Summary PARDISO: ( reorder to factorize )
================

Times:
======
Time fulladj: 0.011505 s
Time reorder: 47.586437 s
Time symbfct: 0.035378 s
Time A to LU: 0.000000 s
Time numfct : 0.033240 s
Time malloc : 0.032921 s
Time total : 47.733567 s total - sum: 0.034086 s

Statistics:
===========
< Parallel Direct Factorization with #processors: > 1
< Numerical Factorization with Level-3 BLAS performance >

< Linear system Ax = b>
#equations: 188224
#non-zeros in A: 215330
non-zeros in A (%): 0.000608

#right-hand sides: 0

< Factors L and U >
#columns for each panel: 128
#independent subgraphs: 0
< Preprocessing with state of the art partitioning metis>
#supernodes: 178361
size of largest supernode: 5
number of nonzeros in L 212862
number of nonzeros in U 4320
number of nonzeros in L+U 217182
gflop for the numerical factorization: 0.000066

gflop/s for the numerical factorization: 0.002000

I run eight instances of PARDISO simultaneously on a dual-socket Xeon E5530 machine. Each of them works on a sparse banded matrix (bandwidth=61) similar to what produced the above. Is it normal that METIS takes nearly 50 secs to finish?

Hello

There are several ways to reduce the reordering time. First of all, you can try to set iparm(2)=0 (the minimum degree algorithm is used instead of METIS) or iparm(2)=3 (the OpenMP version of the nested dissection from the METIS package is used). It should be noted that iparm(2)=3 is only available in the latestMKL 10.2 Gold.

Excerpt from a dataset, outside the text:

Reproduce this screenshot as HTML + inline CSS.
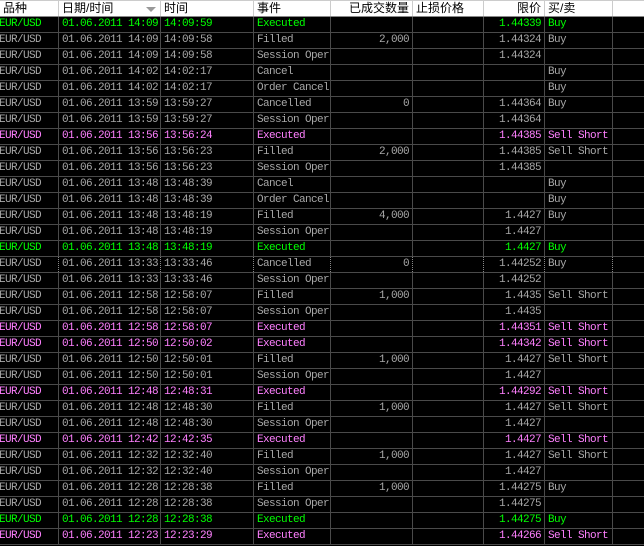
<!DOCTYPE html><html><head><meta charset="utf-8"><style>
body{margin:0;width:644px;height:546px;background:#000;overflow:hidden}
table{border-collapse:collapse;table-layout:fixed;position:absolute;left:-1px;top:0;width:655px}
td,th{height:15px;padding:0 3px;border:1px solid #4a4a4a;white-space:nowrap;overflow:hidden;font:11px/15px "Liberation Mono",monospace;letter-spacing:-0.6px;color:#a8a8a8}
th{background:#fff;color:#000;font:12px/15px "Liberation Sans","Noto Sans CJK SC",sans-serif;font-weight:normal;text-align:left;letter-spacing:0;border-color:#ccc #ccc #888 #ccc}
.r{text-align:right}
tr.g td{color:#00ff00}
tr.m td{color:#ff80ff}
tr.d td{border-style:dotted;border-color:#888}
.p{text-indent:-4px}
</style></head><body>
<table>
<colgroup><col style="width:59px"><col style="width:102px"><col style="width:93px"><col style="width:77px"><col style="width:82px"><col style="width:71px"><col style="width:61px"><col style="width:68px"><col style="width:42px"></colgroup>
<tr><th>品种</th><th style="position:relative">日期/时间<span style="position:absolute;left:87px;top:6px;width:0;height:0;border-left:5px solid transparent;border-right:5px solid transparent;border-top:5px solid #999"></span></th><th>时间</th><th>事件</th><th class="r">已成交数量</th><th>止损价格</th><th class="r">限价</th><th>买/卖</th><th></th></tr>
<tbody id="b"></tbody></table>
<script>
var d=[
"g|14:09|14:09:59|Executed||1.44339|Buy",
"w|14:09|14:09:58|Filled|2,000|1.44324|Buy",
"w|14:09|14:09:58|Session Oper||1.44324|",
"w|14:02|14:02:17|Cancel|||Buy",
"w|14:02|14:02:17|Order Cancel|||Buy",
"w|13:59|13:59:27|Cancelled|0|1.44364|Buy",
"w|13:59|13:59:27|Session Oper||1.44364|",
"m|13:56|13:56:24|Executed||1.44385|Sell Short",
"w|13:56|13:56:23|Filled|2,000|1.44385|Sell Short",
"w|13:56|13:56:23|Session Oper||1.44385|",
"w|13:48|13:48:39|Cancel|||Buy",
"w|13:48|13:48:39|Order Cancel|||Buy",
"w|13:48|13:48:19|Filled|4,000|1.4427|Buy",
"w|13:48|13:48:19|Session Oper||1.4427|",
"g|13:48|13:48:19|Executed||1.4427|Buy",
"d|13:33|13:33:46|Cancelled|0|1.44252|Buy",
"w|13:33|13:33:46|Session Oper||1.44252|",
"w|12:58|12:58:07|Filled|1,000|1.4435|Sell Short",
"w|12:58|12:58:07|Session Oper||1.4435|",
"m|12:58|12:58:07|Executed||1.44351|Sell Short",
"m|12:50|12:50:02|Executed||1.44342|Sell Short",
"w|12:50|12:50:01|Filled|1,000|1.4427|Sell Short",
"w|12:50|12:50:01|Session Oper||1.4427|",
"m|12:48|12:48:31|Executed||1.44292|Sell Short",
"w|12:48|12:48:30|Filled|1,000|1.4427|Sell Short",
"w|12:48|12:48:30|Session Oper||1.4427|",
"m|12:42|12:42:35|Executed||1.4427|Sell Short",
"w|12:32|12:32:40|Filled|1,000|1.4427|Sell Short",
"w|12:32|12:32:40|Session Oper||1.4427|",
"w|12:28|12:28:38|Filled|1,000|1.44275|Buy",
"w|12:28|12:28:38|Session Oper||1.44275|",
"g|12:28|12:28:38|Executed||1.44275|Buy",
"m|12:23|12:23:29|Executed||1.44266|Sell Short"];
var h="";d.forEach(function(s){var a=s.split("|");h+='<tr class="'+a[0]+'"><td class="p">EUR/USD</td><td>01.06.2011 '+a[1]+'</td><td>'+a[2]+'</td><td>'+a[3]+'</td><td class="r">'+a[4]+'</td><td></td><td class="r">'+a[5]+'</td><td>'+a[6]+'</td><td></td></tr>';});
document.getElementById("b").innerHTML=h;
</script></body></html>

The another way is to set iparm(5)=1 anddefine your own permutation vector perm like perm(i)=i, i=1,2,.. , n (e.g. no row and column permutations). In this case, PARDISO will not perform reordering and only sympolic factorization will be done. However it might lead to increasing of time in factorization and solver steps.

All the best
Sergey

Hi

I also have the same problem. The PARDISO solver run very slow on the reordering phase. I observed that only 1 core running during reordering even when iparm[1] = 3 (the index is 1 since I called from C). I'm using Intel MKL bundled with Intel Composer 2013. Is it the MKL gold version?

BR

Bui

 

Hi Bui,

yes, Composer 2013 contains MKL version 11.1. This is Gold version.

very slow -- can you give more details?  Did you compare it with another solver? What is the problem size? is that win or lin? 32 or 64 bit.

--Gennady

Yes, the problem size is 287342. Reordering time takes ~56s, factorization is ~20s and back substitution is ~2s. I set iparm[1] = 3. Live monitoring shows just 1 core running during reordering. The system is Debian 64 bit, number of threads=32.

BR

Bui

P/S: I did not compare with other solver in this example, but benchmark with other problems shows that PARDISO gives significant advantage for smaller problem size.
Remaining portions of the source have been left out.